The Capital Traction Company Car Barn (also known as the Decatur Street Car Barn and the Northern Bus Garage) is a historic streetcar car barn in northwest Washington, D.C. Built in 1906 by the Capital Traction Company, it was later turned into a bus garage and is currently owned by Washington Metropolitan Area Transit Authority.

== Architecture ==
Located at 4615 14th Street NW, near the end of the 14th Street streetcar line, the two-story brick structure was designed by local architects Wood, Donn & Deming in Italian Renaissance style and built by contractors Richardson and Burgess. The building originally measured 537x208 ft and included two turntables.

== History ==
The car barn was built in 1906 by the Capital Traction Company. Starting in 1926, the Washington Rapid Transit Company leased part of its space for use as a bus garage. It was fully converted to a bus garage in 1959 and later became WMATA's Metrobus Northern Division garage.

In 2013, it was listed on the National Register of Historic Places.

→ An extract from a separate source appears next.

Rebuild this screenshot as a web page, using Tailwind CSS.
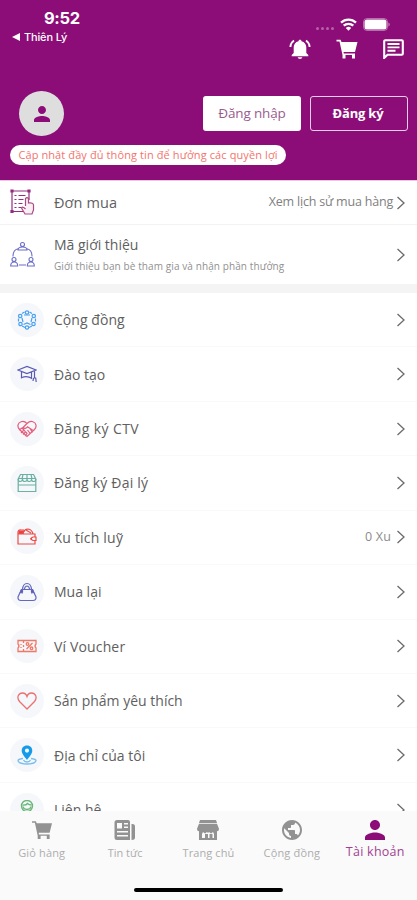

In 2019, WMATA closed the building to replace it with a new one that will include storage and maintenance for electric buses, along with up to 27,000 square feet of retail space, streetscape improvements, and a community room. The architects are the firms of Beyer Blinder Belle and Wendel. All but the eastern (14th Street) facade of the building was demolished in 2023. Construction is slated to conclude in 2027.